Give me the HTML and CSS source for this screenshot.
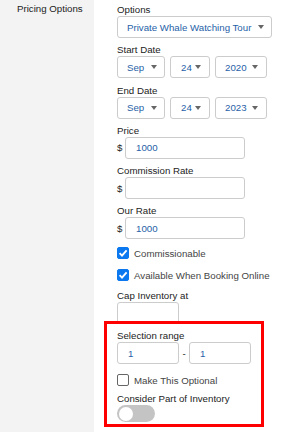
FILE: index.html
```html
<!DOCTYPE html>
<html>
<head>
<meta charset="utf-8">
<link rel="stylesheet" href="styles.css">
</head>
<body>
<div class="page">
  <aside class="side">Pricing Options</aside>
  <main class="main">
    <div class="field">
      <div class="label">Options</div>
      <div class="select wide"><span>Private Whale Watching Tour</span><i class="caret"></i></div>
    </div>
    <div class="field">
      <div class="label">Start Date</div>
      <div class="row">
        <div class="select w-mon"><span>Sep</span><i class="caret"></i></div>
        <div class="select w-day"><span>24</span><i class="caret"></i></div>
        <div class="select w-year"><span>2020</span><i class="caret"></i></div>
      </div>
    </div>
    <div class="field">
      <div class="label">End Date</div>
      <div class="row">
        <div class="select w-mon"><span>Sep</span><i class="caret"></i></div>
        <div class="select w-day"><span>24</span><i class="caret"></i></div>
        <div class="select w-year"><span>2023</span><i class="caret"></i></div>
      </div>
    </div>
    <div class="field">
      <div class="label">Price</div>
      <div class="money"><span class="cur">$</span><div class="input w-money">1000</div></div>
    </div>
    <div class="field">
      <div class="label">Commission Rate</div>
      <div class="money"><span class="cur">$</span><div class="input w-money"></div></div>
    </div>
    <div class="field">
      <div class="label">Our Rate</div>
      <div class="money"><span class="cur">$</span><div class="input w-money">1000</div></div>
    </div>
    <div class="check first"><span class="box on"><svg viewBox="0 0 12 12" width="12" height="12"><path d="M2.6 6.2 L5 8.6 L9.6 3.4" fill="none" stroke="#fff" stroke-width="1.9"/></svg></span><span class="ctext">Commissionable</span></div>
    <div class="check"><span class="box on"><svg viewBox="0 0 12 12" width="12" height="12"><path d="M2.6 6.2 L5 8.6 L9.6 3.4" fill="none" stroke="#fff" stroke-width="1.9"/></svg></span><span class="ctext">Available When Booking Online</span></div>
    <div class="field cap">
      <div class="label">Cap Inventory at</div>
      <div class="input w-small"></div>
    </div>
    <section class="highlight">
      <div class="label">Selection range</div>
      <div class="range">
        <div class="input w-small">1</div>
        <span class="dash">-</span>
        <div class="input w-small">1</div>
      </div>
      <div class="check opt"><span class="box"></span><span class="ctext">Make This Optional</span></div>
      <div class="label">Consider Part of Inventory</div>
      <div class="toggle"><span class="knob"></span></div>
    </section>
  </main>
</div>
</body>
</html>
```

FILE: styles.css
```css
html, body {
  margin: 0;
  padding: 0;
  background: #fff;
}
body {
  font-family: "Liberation Sans", Arial, sans-serif;
  font-size: 9.7px;
  color: #222;
  height: 432px;
  overflow: hidden;
}
.page {
  display: flex;
  height: 432px;
}
.side {
  width: 94px;
  flex: none;
  background: #f3f3f3;
  box-sizing: border-box;
  padding: 3px 0 0 17px;
  line-height: 12px;
  color: #222;
}
.main {
  flex: 1;
  padding: 4px 0 0 23px;
  display: flex;
  flex-direction: column;
  align-items: flex-start;
}
.field {
  margin-bottom: 6.3px;
}
.label {
  line-height: 12px;
  height: 12px;
  color: #222;
}
.row {
  display: flex;
  gap: 5px;
}
.select {
  box-sizing: border-box;
  height: 22px;
  border: 1px solid #ccc;
  border-radius: 3px;
  display: flex;
  align-items: center;
  justify-content: space-between;
  padding: 0 7px 0 9px;
  color: #1f5fa8;
  background: #fff;
}
.wide { width: 155px; }
.w-mon { width: 48px; }
.w-day { width: 40px; padding-left: 10px; padding-right: 8px; }
.w-year { width: 52px; padding-left: 9px; padding-right: 8px; }
.caret {
  width: 0;
  height: 0;
  border-left: 3.5px solid transparent;
  border-right: 3.5px solid transparent;
  border-top: 4px solid #666;
}
.money {
  display: flex;
  align-items: center;
}
.cur {
  width: 8px;
  color: #222;
}
.input {
  box-sizing: border-box;
  height: 22px;
  border: 1px solid #ccc;
  border-radius: 3px;
  display: flex;
  align-items: center;
  padding-left: 10px;
  color: #1f5fa8;
  background: #fff;
}
.w-money { width: 120px; }
.w-small { width: 62px; }
.check {
  display: flex;
  align-items: center;
  height: 12px;
  margin-bottom: 10px;
}
.check.first { margin-top: 1.5px; }
.box {
  box-sizing: border-box;
  width: 12px;
  height: 12px;
  border: 1px solid #666;
  border-radius: 2px;
  background: #fff;
  margin-right: 5px;
  flex: none;
  display: flex;
}
.box.on {
  background: #0b78f0;
  border-color: #0b78f0;
}
.box svg { margin: -1px; }
.ctext { color: #444; }
.cap { margin-bottom: 0; margin-top: -1px; }
.highlight {
  box-sizing: border-box;
  width: 160px;
  height: 106px;
  border: 3px solid #f00;
  margin: -3px 0 0 -13px;
  padding: 6px 0 0 10px;
  position: relative;
  background: transparent;
}
.range {
  display: flex;
  align-items: center;
  margin-bottom: 10px;
}
.dash {
  width: 10px;
  text-align: center;
  color: #222;
}
.check.opt { margin-bottom: 7px; }
.toggle {
  width: 38px;
  height: 17px;
  border-radius: 9px;
  background: #c4c4c4;
  display: flex;
  align-items: center;
  padding-left: 1.5px;
  box-sizing: border-box;
}
.knob {
  width: 14px;
  height: 14px;
  border-radius: 50%;
  background: #fff;
}
```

▬▬▬▬▬▬

■ Task brief
Repeat the material above in full and unchanged, minus its images.

■ Reply to the exercise
Give me the HTML and CSS source for this screenshot.
FILE: index.html
```html
<!DOCTYPE html>
<html>
<head>
<meta charset="utf-8">
<link rel="stylesheet" href="styles.css">
</head>
<body>
<div class="page">
  <aside class="side">Pricing Options</aside>
  <main class="main">
    <div class="field">
      <div class="label">Options</div>
      <div class="select wide"><span>Private Whale Watching Tour</span><i class="caret"></i></div>
    </div>
    <div class="field">
      <div class="label">Start Date</div>
      <div class="row">
        <div class="select w-mon"><span>Sep</span><i class="caret"></i></div>
        <div class="select w-day"><span>24</span><i class="caret"></i></div>
        <div class="select w-year"><span>2020</span><i class="caret"></i></div>
      </div>
    </div>
    <div class="field">
      <div class="label">End Date</div>
      <div class="row">
        <div class="select w-mon"><span>Sep</span><i class="caret"></i></div>
        <div class="select w-day"><span>24</span><i class="caret"></i></div>
        <div class="select w-year"><span>2023</span><i class="caret"></i></div>
      </div>
    </div>
    <div class="field">
      <div class="label">Price</div>
      <div class="money"><span class="cur">$</span><div class="input w-money">1000</div></div>
    </div>
    <div class="field">
      <div class="label">Commission Rate</div>
      <div class="money"><span class="cur">$</span><div class="input w-money"></div></div>
    </div>
    <div class="field">
      <div class="label">Our Rate</div>
      <div class="money"><span class="cur">$</span><div class="input w-money">1000</div></div>
    </div>
    <div class="check first"><span class="box on"><svg viewBox="0 0 12 12" width="12" height="12"><path d="M2.6 6.2 L5 8.6 L9.6 3.4" fill="none" stroke="#fff" stroke-width="1.9"/></svg></span><span class="ctext">Commissionable</span></div>
    <div class="check"><span class="box on"><svg viewBox="0 0 12 12" width="12" height="12"><path d="M2.6 6.2 L5 8.6 L9.6 3.4" fill="none" stroke="#fff" stroke-width="1.9"/></svg></span><span class="ctext">Available When Booking Online</span></div>
    <div class="field cap">
      <div class="label">Cap Inventory at</div>
      <div class="input w-small"></div>
    </div>
    <section class="highlight">
      <div class="label">Selection range</div>
      <div class="range">
        <div class="input w-small">1</div>
        <span class="dash">-</span>
        <div class="input w-small">1</div>
      </div>
      <div class="check opt"><span class="box"></span><span class="ctext">Make This Optional</span></div>
      <div class="label">Consider Part of Inventory</div>
      <div class="toggle"><span class="knob"></span></div>
    </section>
  </main>
</div>
</body>
</html>
```

FILE: styles.css
```css
html, body {
  margin: 0;
  padding: 0;
  background: #fff;
}
body {
  font-family: "Liberation Sans", Arial, sans-serif;
  font-size: 9.7px;
  color: #222;
  height: 432px;
  overflow: hidden;
}
.page {
  display: flex;
  height: 432px;
}
.side {
  width: 94px;
  flex: none;
  background: #f3f3f3;
  box-sizing: border-box;
  padding: 3px 0 0 17px;
  line-height: 12px;
  color: #222;
}
.main {
  flex: 1;
  padding: 4px 0 0 23px;
  display: flex;
  flex-direction: column;
  align-items: flex-start;
}
.field {
  margin-bottom: 6.3px;
}
.label {
  line-height: 12px;
  height: 12px;
  color: #222;
}
.row {
  display: flex;
  gap: 5px;
}
.select {
  box-sizing: border-box;
  height: 22px;
  border: 1px solid #ccc;
  border-radius: 3px;
  display: flex;
  align-items: center;
  justify-content: space-between;
  padding: 0 7px 0 9px;
  color: #1f5fa8;
  background: #fff;
}
.wide { width: 155px; }
.w-mon { width: 48px; }
.w-day { width: 40px; padding-left: 10px; padding-right: 8px; }
.w-year { width: 52px; padding-left: 9px; padding-right: 8px; }
.caret {
  width: 0;
  height: 0;
  border-left: 3.5px solid transparent;
  border-right: 3.5px solid transparent;
  border-top: 4px solid #666;
}
.money {
  display: flex;
  align-items: center;
}
.cur {
  width: 8px;
  color: #222;
}
.input {
  box-sizing: border-box;
  height: 22px;
  border: 1px solid #ccc;
  border-radius: 3px;
  display: flex;
  align-items: center;
  padding-left: 10px;
  color: #1f5fa8;
  background: #fff;
}
.w-money { width: 120px; }
.w-small { width: 62px; }
.check {
  display: flex;
  align-items: center;
  height: 12px;
  margin-bottom: 10px;
}
.check.first { margin-top: 1.5px; }
.box {
  box-sizing: border-box;
  width: 12px;
  height: 12px;
  border: 1px solid #666;
  border-radius: 2px;
  background: #fff;
  margin-right: 5px;
  flex: none;
  display: flex;
}
.box.on {
  background: #0b78f0;
  border-color: #0b78f0;
}
.box svg { margin: -1px; }
.ctext { color: #444; }
.cap { margin-bottom: 0; margin-top: -1px; }
.highlight {
  box-sizing: border-box;
  width: 160px;
  height: 106px;
  border: 3px solid #f00;
  margin: -3px 0 0 -13px;
  padding: 6px 0 0 10px;
  position: relative;
  background: transparent;
}
.range {
  display: flex;
  align-items: center;
  margin-bottom: 10px;
}
.dash {
  width: 10px;
  text-align: center;
  color: #222;
}
.check.opt { margin-bottom: 7px; }
.toggle {
  width: 38px;
  height: 17px;
  border-radius: 9px;
  background: #c4c4c4;
  display: flex;
  align-items: center;
  padding-left: 1.5px;
  box-sizing: border-box;
}
.knob {
  width: 14px;
  height: 14px;
  border-radius: 50%;
  background: #fff;
}
```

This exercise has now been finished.